Another ransomware has made it to the news that is actively exploiting servers. Dubbed as Lilocked (or Lilu), the ransomware encrypts files stored on servers, including Linux servers. The attack vector, however, remains undetermined yet.
Lilocked Ransomware Attacking Servers
Researcher Michael Gillespie has pointed out a new ransomware variant. Identified as ‘Lilocked’ owing to the ‘.lilocked’ extension with which it encrypts the files, the ransomware is already active in the wild since July this year.
The researcher discovered this ransomware when he found its sample on his malware identifying service ‘ID ransomware’.
Until recently, Google shows over 6000 servers infected with Lilocked that also appear on Google search results.
The ransomware presently seems active for targeting Linux servers. Moreover, it is also infecting websites according to BleepingComputer and the files they have analysed.
Nonetheless, according to ZDNet, this can’t be taken for granted as not all Linux systems run web servers. Plus, many infected systems do not appear in Google search results.
Malware Entry Point Undetermined
Unfortunately, not much information is available regarding Lilu ransomware. This also includes the mode of entry of the malware to the target systems. One of the Lilocked victims suspected that the malware may exploit Exim to target servers.

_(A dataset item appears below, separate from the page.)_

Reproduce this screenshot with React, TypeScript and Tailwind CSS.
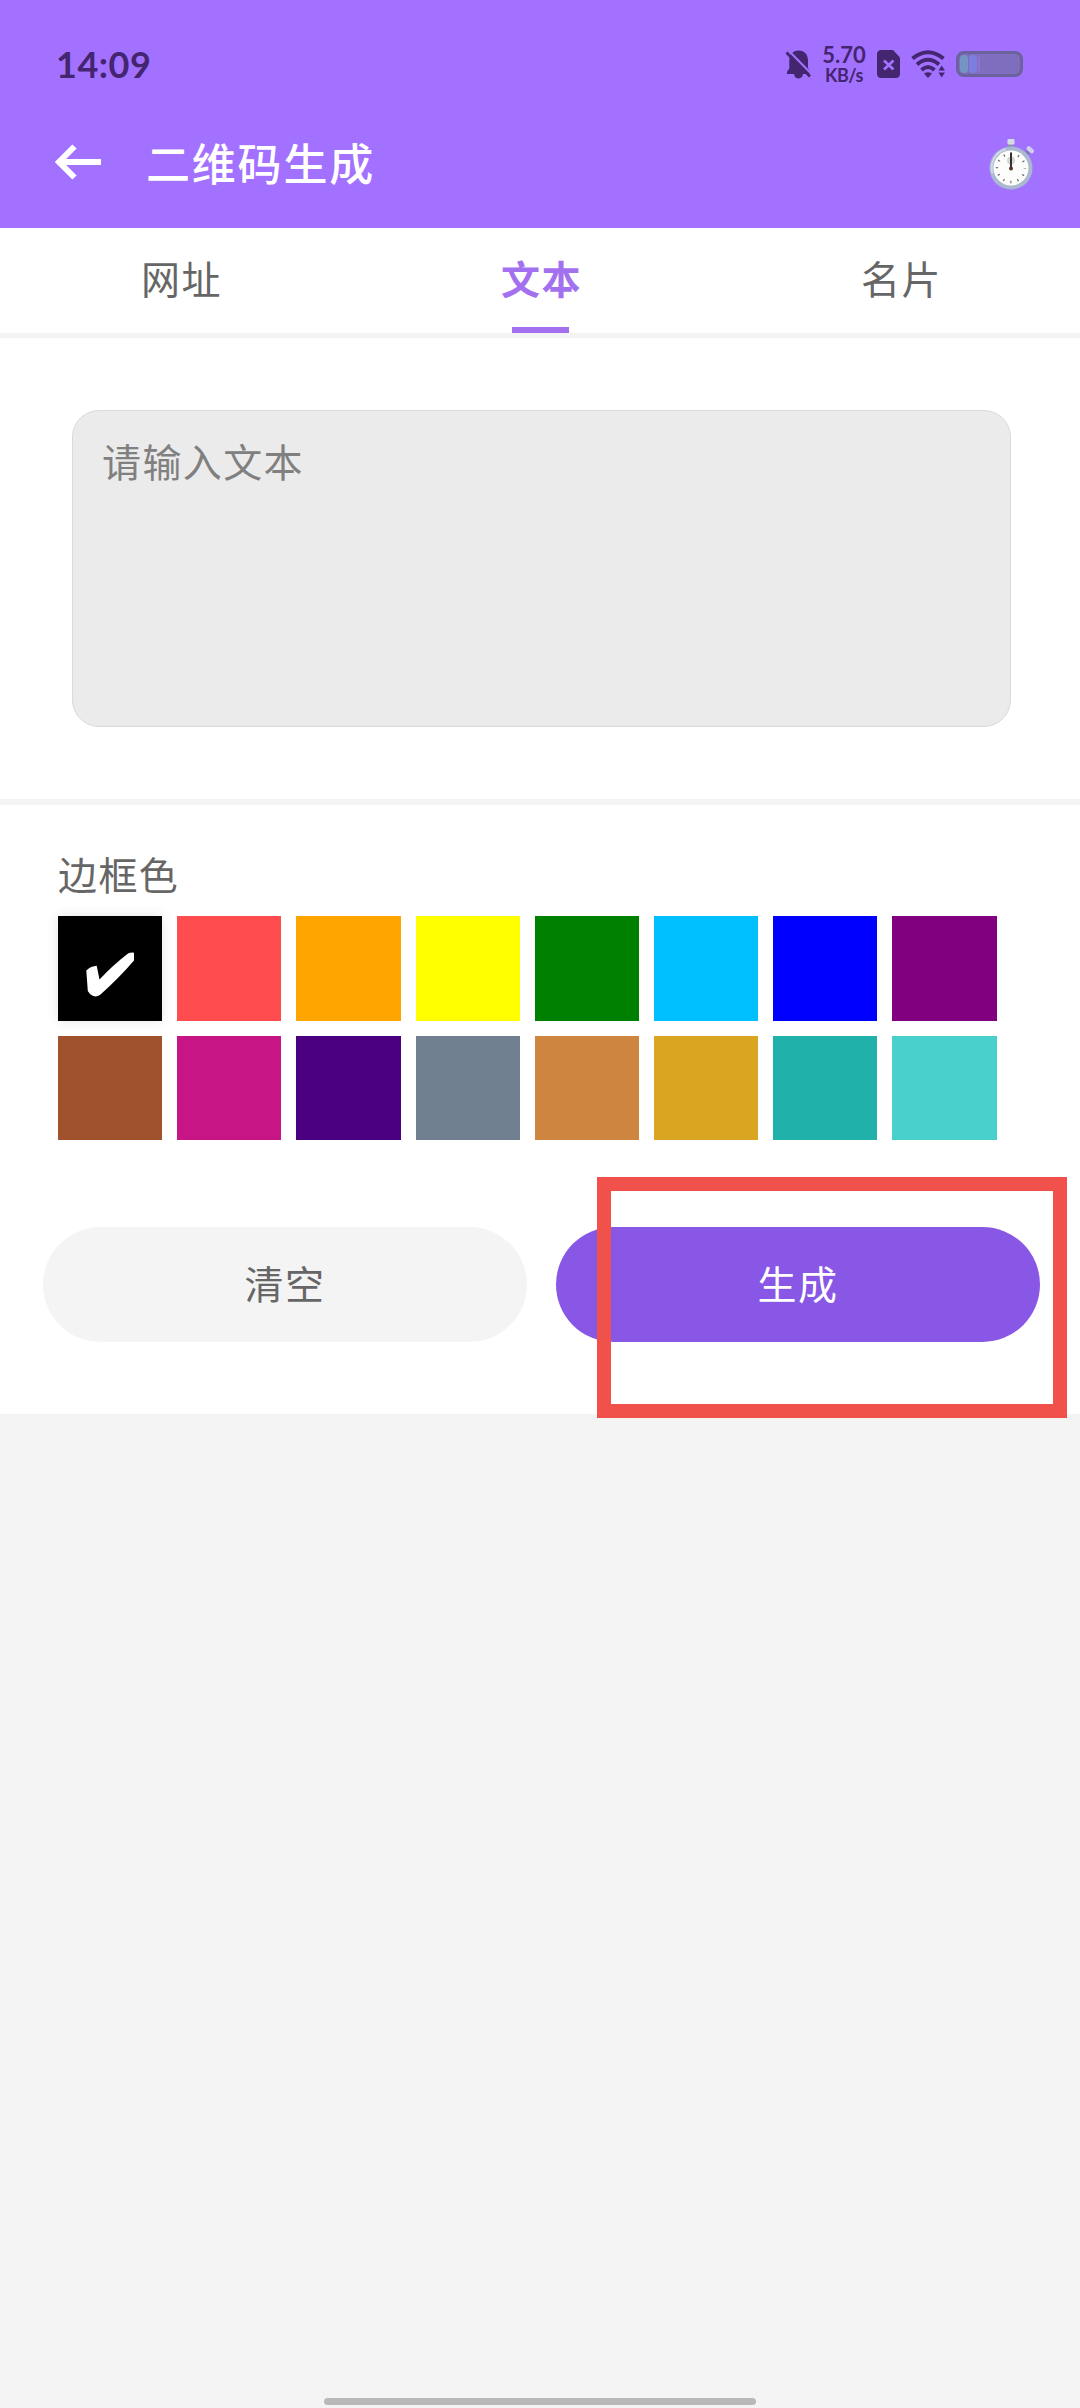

As per the details known until now, upon entering a target device, it begins encrypting files with ‘.lilocked’ extension. It then places a copy of the ransom note ‘#README.lilocked’ in every folder it encrypts. The note directs the victim to the attacker’s Tor site for paying the ransom. This site also requires the visitor to enter a key mentioned in the ransom note.
The ransom demanded remains in an average user “payable” range, as the attackers asked for something between 0.01 or 0.03 Bitcoins (around 100 to 300 USD).
What makes Lilu different from other ransomware is that it does not encrypt system files. Rather it basically targets a small subset of file extensions such as .shtml, .jpg, and php.ini files (as observed from the samples).
For now, since the attack vector of the ransomware remains unknown, server owners must ensure robust generic security to prevent such attacks.